After our adventure on Monday with the bee swarm on the back fence, I had a little blog fodder and some photos for my little ol’ blog here. It was an interesting, educational experience and I was happy for the chance.
To think my boys would have completely missed out on it if they’d been in school that day!
Little did I know.
Friday morning, when D1 came in from the back yard, grabbed my phone, and headed back outside, I really didn’t think much of it. He likes to take pictures with the camera sometimes. Then he came back with this photo.
I ran outside and saw a bundle of bees clumped together on a branch, overhanging our yard. It was about the size of a baseball mitt, and swayed in the breeze.
It was actually rather creepy.
I called the neighbor, and she came back over to see what we had. They were definitely hers—no question about that. As rare as it is to see a honeybee “in the wild” these days, having two swarms in our yard in a week was pretty amazing, until she told me that this was actually the FOURTH swarm they’d found this week!
She called a bee expert and told them what was happening.

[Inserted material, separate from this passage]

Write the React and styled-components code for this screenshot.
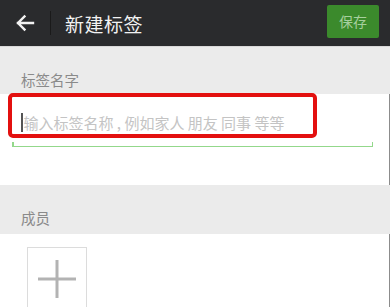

They said it is extremely rare. One swarm, maybe. Two? Doubtful but possible. Four? Almost unheard of! Conditions have to be absolutely perfect for a hive to multiply and send out new queens.

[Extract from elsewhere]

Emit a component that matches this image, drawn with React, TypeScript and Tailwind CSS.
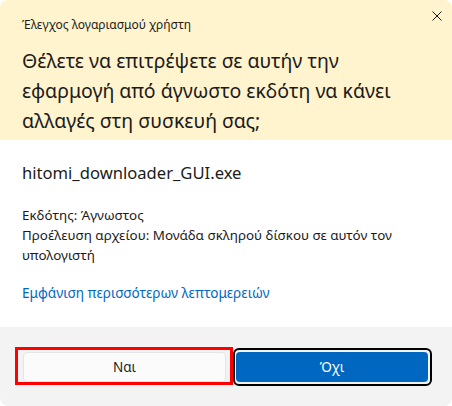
export default function App() {
  return (
    <div className="w-[452px] h-[406px] bg-white">
      <div
        className="w-full h-full flex flex-col rounded-lg overflow-hidden text-[#1b1b1b]"
        style={{ fontFamily: '"Noto Sans", "Open Sans", sans-serif' }}
      >
        {/* Header */}
        <div className="relative h-[140px] bg-[#fff4ce] px-[22px] pt-[16px] shrink-0">
          <div className="text-[12px] leading-[18px]">Έλεγχος λογαριασμού χρήστη</div>
          <button className="absolute top-[11px] right-[10px] w-[10px] h-[10px] flex items-center justify-center">
            <svg width="10" height="10" viewBox="0 0 10 10" fill="none" stroke="#1b1b1b" strokeWidth="1">
              <path d="M0.5 0.5 L9.5 9.5 M9.5 0.5 L0.5 9.5" />
            </svg>
          </button>
          <h1 className="mt-[12px] w-[400px] text-[19.5px] leading-[30px] font-normal">
            Θέλετε να επιτρέψετε σε αυτήν την εφαρμογή από άγνωστο εκδότη να κάνει αλλαγές στη συσκευή σας;
          </h1>
        </div>

        {/* Body */}
        <div className="flex-1 bg-white px-[22px] pt-[21px]">
          <div className="text-[16.6px] leading-[24px]">hitomi_downloader_GUI.exe</div>
          <div className="mt-[20px] text-[13.4px] leading-[20px]">
            <p>Εκδότης: Άγνωστος</p>
            <p>Προέλευση αρχείου: Μονάδα σκληρού δίσκου σε αυτόν τον υπολογιστή</p>
          </div>
          <a className="block mt-[18px] text-[13.6px] leading-[20px] text-[#0067c0]">
            Εμφάνιση περισσότερων λεπτομερειών
          </a>
        </div>

        {/* Footer */}
        <div className="h-[79px] shrink-0 bg-[#f3f3f3] flex items-start pt-[20px] pl-[15px]">
          <div className="w-[218px] h-[38px] border-[3px] border-[#ff0000] pl-[5px] pt-[2px]">
            <button className="w-[203px] h-[30px] rounded-[4px] border border-[#e5e5e5] bg-[#fbfbfb] text-[13.5px] text-[#1b1b1b]">
              Ναι
            </button>
          </div>
          <div className="mt-[1px] w-[199px] h-[38px] border-2 border-black rounded-[6px] pl-px pt-[2px]">
            <button className="w-[192px] h-[30px] rounded-[4px] bg-[#0067c0] text-[13.5px] text-white">
              Όχι
            </button>
          </div>
        </div>
      </div>
    </div>
  );
}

Here in the Northwest, what frequently happens is that hives are killed off in the winter. It isn’t unusual for an entire bee box colony to die from the extreme temperature drops.
Apparently this past winter wasn’t very cold, since we had yet another queen and her entourage.
Her dad drove out again in the morning, to collect the bees. Fortunately, it had rained all night and the bees were lethargic from the cold. The capture was quick and easy. They put the box under the branch they were collected on, gave it a few hard whacks, and they all fell right into the box. Easy peasy.
There were just a few bees left afterward. I snapped this picture, as close as I could get without disturbing them… with zoom, of course. 🙂 They found their way back to the home hive box later, after it warmed up.
Hopefully this was our last bee adventure!